start Recorded data
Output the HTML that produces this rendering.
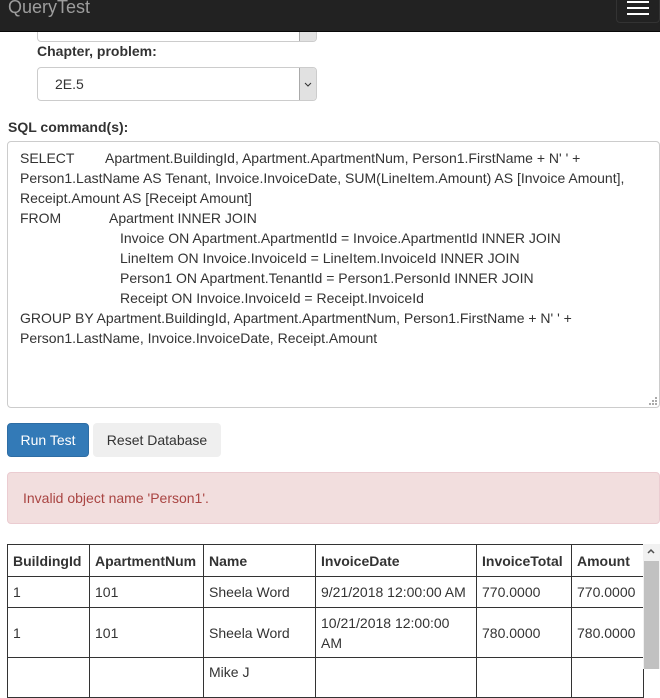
<!DOCTYPE html>
<html><head><style>
*{box-sizing:border-box;margin:0;padding:0}
body{width:660px;height:669px;overflow:hidden;background:#fff;font-family:"Liberation Sans",Arial,sans-serif;font-size:14px;color:#333;position:relative}
.abs{position:absolute}
.nav{left:0;top:0;width:660px;height:32px;background:#222;border-bottom:1px solid #080808;z-index:5}
.brand{left:8px;top:-4px;font-size:18px;color:#9d9d9d;line-height:22px}
.tog{left:616px;top:-10px;width:44px;height:33px;border:1px solid #333;border-radius:4px}
.bar{position:absolute;left:10px;width:22px;height:2px;background:#fff}
.sel{border:1px solid #ccc;border-radius:4px;background:#fff}
.arr{position:absolute;right:0;top:0;bottom:0;width:17px;background:#e1e1e1;border-left:1px solid #aaa;border-radius:0 3px 3px 0}
.lbl{font-weight:bold;font-size:14px}
.ta{left:7px;top:141px;width:653px;height:267px;border:1px solid #ccc;border-radius:4px}
.l{position:absolute;white-space:nowrap;line-height:20px}
table{border-collapse:collapse;position:absolute;left:7px;top:544px}
td,th{border:1px solid #333;padding:0 5px;text-align:left;vertical-align:middle;line-height:20px}
th{height:32px}
</style></head><body>
<div class="abs nav"><div class="abs brand">QueryTest</div>
<div class="abs tog"><div class="bar" style="top:10px"></div><div class="bar" style="top:16px"></div><div class="bar" style="top:22px"></div></div></div>
<div class="abs sel" style="left:37px;top:10px;width:280px;height:32px"><div class="arr"></div></div>
<div class="abs lbl" style="left:37px;top:43px">Chapter, problem:</div>
<div class="abs sel" style="left:37px;top:67px;width:280px;height:34px"><span class="abs" style="left:17px;top:8px">2E.5</span><div class="arr"><svg width="16" height="32" style="position:absolute;left:0;top:0"><path d="M5 15l3 3 3-3" stroke="#333" fill="none"/></svg></div></div>
<div class="abs lbl" style="left:8px;top:119px">SQL command(s):</div>
<div class="abs ta">
<div class="l" style="left:12px;top:6px">SELECT</div><div class="l" style="left:97px;top:6px">Apartment.BuildingId, Apartment.ApartmentNum, Person1.FirstName + N' ' +</div>
<div class="l" style="left:12px;top:26px">Person1.LastName AS Tenant, Invoice.InvoiceDate, SUM(LineItem.Amount) AS [Invoice Amount],</div>
<div class="l" style="left:12px;top:46px">Receipt.Amount AS [Receipt Amount]</div>
<div class="l" style="left:12px;top:66px">FROM</div><div class="l" style="left:101px;top:66px">Apartment INNER JOIN</div>
<div class="l" style="left:112px;top:86px">Invoice ON Apartment.ApartmentId = Invoice.ApartmentId INNER JOIN</div>
<div class="l" style="left:112px;top:106px">LineItem ON Invoice.InvoiceId = LineItem.InvoiceId INNER JOIN</div>
<div class="l" style="left:112px;top:126px">Person1 ON Apartment.TenantId = Person1.PersonId INNER JOIN</div>
<div class="l" style="left:112px;top:146px">Receipt ON Invoice.InvoiceId = Receipt.InvoiceId</div>
<div class="l" style="left:12px;top:166px">GROUP BY Apartment.BuildingId, Apartment.ApartmentNum, Person1.FirstName + N' ' +</div>
<div class="l" style="left:12px;top:186px">Person1.LastName, Invoice.InvoiceDate, Receipt.Amount</div>
<svg class="abs" style="right:2px;bottom:2px" width="8" height="8"><g fill="#aaa"><rect x="6" y="0" width="2" height="2"/><rect x="3" y="3" width="2" height="2"/><rect x="6" y="3" width="2" height="2"/><rect x="0" y="6" width="2" height="2"/><rect x="3" y="6" width="2" height="2"/><rect x="6" y="6" width="2" height="2"/></g></svg>
</div>
<div class="abs" style="left:7px;top:423px;width:82px;height:34px;background:#337ab7;border:1px solid #2e6da4;border-radius:4px;color:#fff;line-height:32px;text-align:center">Run Test</div>
<div class="abs" style="left:93px;top:423px;width:128px;height:34px;background:#efefef;border-radius:4px;line-height:34px;text-align:center">Reset Database</div>
<div class="abs" style="left:7px;top:472px;width:653px;height:52px;background:#f2dede;border:1px solid #ebccd1;border-radius:4px;color:#a94442;padding:15px 15px;line-height:20px">Invalid object name 'Person1'.</div>
<table>
<tr><th style="width:82px">BuildingId</th><th style="width:114px">ApartmentNum</th><th style="width:112px">Name</th><th style="width:161px">InvoiceDate</th><th style="width:95px">InvoiceTotal</th><th style="width:72px">Amount</th></tr>
<tr style="height:31px"><td>1</td><td>101</td><td>Sheela Word</td><td>9/21/2018 12:00:00 AM</td><td>770.0000</td><td>770.0000</td></tr>
<tr style="height:50px"><td>1</td><td>101</td><td>Sheela Word</td><td>10/21/2018 12:00:00 AM</td><td>780.0000</td><td>780.0000</td></tr>
<tr style="height:40px"><td></td><td></td><td style="vertical-align:top;padding-top:4px">Mike J</td><td></td><td></td><td></td></tr>
</table>
<div class="abs" style="left:643px;top:544px;width:17px;height:125px;background:#f1f1f1"></div>
<div class="abs" style="left:644px;top:561px;width:15px;height:108px;background:#c1c1c1"></div>
<svg class="abs" style="left:645px;top:547px" width="12" height="10"><path d="M3 6l3-3 3 3" stroke="#505050" stroke-width="1.5" fill="none"/></svg>
</body></html>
end Recorded data
## Your instructions
Copy every line of the data word for word, omitting the images.

## Response
Output the HTML that produces this rendering.
<!DOCTYPE html>
<html><head><style>
*{box-sizing:border-box;margin:0;padding:0}
body{width:660px;height:669px;overflow:hidden;background:#fff;font-family:"Liberation Sans",Arial,sans-serif;font-size:14px;color:#333;position:relative}
.abs{position:absolute}
.nav{left:0;top:0;width:660px;height:32px;background:#222;border-bottom:1px solid #080808;z-index:5}
.brand{left:8px;top:-4px;font-size:18px;color:#9d9d9d;line-height:22px}
.tog{left:616px;top:-10px;width:44px;height:33px;border:1px solid #333;border-radius:4px}
.bar{position:absolute;left:10px;width:22px;height:2px;background:#fff}
.sel{border:1px solid #ccc;border-radius:4px;background:#fff}
.arr{position:absolute;right:0;top:0;bottom:0;width:17px;background:#e1e1e1;border-left:1px solid #aaa;border-radius:0 3px 3px 0}
.lbl{font-weight:bold;font-size:14px}
.ta{left:7px;top:141px;width:653px;height:267px;border:1px solid #ccc;border-radius:4px}
.l{position:absolute;white-space:nowrap;line-height:20px}
table{border-collapse:collapse;position:absolute;left:7px;top:544px}
td,th{border:1px solid #333;padding:0 5px;text-align:left;vertical-align:middle;line-height:20px}
th{height:32px}
</style></head><body>
<div class="abs nav"><div class="abs brand">QueryTest</div>
<div class="abs tog"><div class="bar" style="top:10px"></div><div class="bar" style="top:16px"></div><div class="bar" style="top:22px"></div></div></div>
<div class="abs sel" style="left:37px;top:10px;width:280px;height:32px"><div class="arr"></div></div>
<div class="abs lbl" style="left:37px;top:43px">Chapter, problem:</div>
<div class="abs sel" style="left:37px;top:67px;width:280px;height:34px"><span class="abs" style="left:17px;top:8px">2E.5</span><div class="arr"><svg width="16" height="32" style="position:absolute;left:0;top:0"><path d="M5 15l3 3 3-3" stroke="#333" fill="none"/></svg></div></div>
<div class="abs lbl" style="left:8px;top:119px">SQL command(s):</div>
<div class="abs ta">
<div class="l" style="left:12px;top:6px">SELECT</div><div class="l" style="left:97px;top:6px">Apartment.BuildingId, Apartment.ApartmentNum, Person1.FirstName + N' ' +</div>
<div class="l" style="left:12px;top:26px">Person1.LastName AS Tenant, Invoice.InvoiceDate, SUM(LineItem.Amount) AS [Invoice Amount],</div>
<div class="l" style="left:12px;top:46px">Receipt.Amount AS [Receipt Amount]</div>
<div class="l" style="left:12px;top:66px">FROM</div><div class="l" style="left:101px;top:66px">Apartment INNER JOIN</div>
<div class="l" style="left:112px;top:86px">Invoice ON Apartment.ApartmentId = Invoice.ApartmentId INNER JOIN</div>
<div class="l" style="left:112px;top:106px">LineItem ON Invoice.InvoiceId = LineItem.InvoiceId INNER JOIN</div>
<div class="l" style="left:112px;top:126px">Person1 ON Apartment.TenantId = Person1.PersonId INNER JOIN</div>
<div class="l" style="left:112px;top:146px">Receipt ON Invoice.InvoiceId = Receipt.InvoiceId</div>
<div class="l" style="left:12px;top:166px">GROUP BY Apartment.BuildingId, Apartment.ApartmentNum, Person1.FirstName + N' ' +</div>
<div class="l" style="left:12px;top:186px">Person1.LastName, Invoice.InvoiceDate, Receipt.Amount</div>
<svg class="abs" style="right:2px;bottom:2px" width="8" height="8"><g fill="#aaa"><rect x="6" y="0" width="2" height="2"/><rect x="3" y="3" width="2" height="2"/><rect x="6" y="3" width="2" height="2"/><rect x="0" y="6" width="2" height="2"/><rect x="3" y="6" width="2" height="2"/><rect x="6" y="6" width="2" height="2"/></g></svg>
</div>
<div class="abs" style="left:7px;top:423px;width:82px;height:34px;background:#337ab7;border:1px solid #2e6da4;border-radius:4px;color:#fff;line-height:32px;text-align:center">Run Test</div>
<div class="abs" style="left:93px;top:423px;width:128px;height:34px;background:#efefef;border-radius:4px;line-height:34px;text-align:center">Reset Database</div>
<div class="abs" style="left:7px;top:472px;width:653px;height:52px;background:#f2dede;border:1px solid #ebccd1;border-radius:4px;color:#a94442;padding:15px 15px;line-height:20px">Invalid object name 'Person1'.</div>
<table>
<tr><th style="width:82px">BuildingId</th><th style="width:114px">ApartmentNum</th><th style="width:112px">Name</th><th style="width:161px">InvoiceDate</th><th style="width:95px">InvoiceTotal</th><th style="width:72px">Amount</th></tr>
<tr style="height:31px"><td>1</td><td>101</td><td>Sheela Word</td><td>9/21/2018 12:00:00 AM</td><td>770.0000</td><td>770.0000</td></tr>
<tr style="height:50px"><td>1</td><td>101</td><td>Sheela Word</td><td>10/21/2018 12:00:00 AM</td><td>780.0000</td><td>780.0000</td></tr>
<tr style="height:40px"><td></td><td></td><td style="vertical-align:top;padding-top:4px">Mike J</td><td></td><td></td><td></td></tr>
</table>
<div class="abs" style="left:643px;top:544px;width:17px;height:125px;background:#f1f1f1"></div>
<div class="abs" style="left:644px;top:561px;width:15px;height:108px;background:#c1c1c1"></div>
<svg class="abs" style="left:645px;top:547px" width="12" height="10"><path d="M3 6l3-3 3 3" stroke="#505050" stroke-width="1.5" fill="none"/></svg>
</body></html>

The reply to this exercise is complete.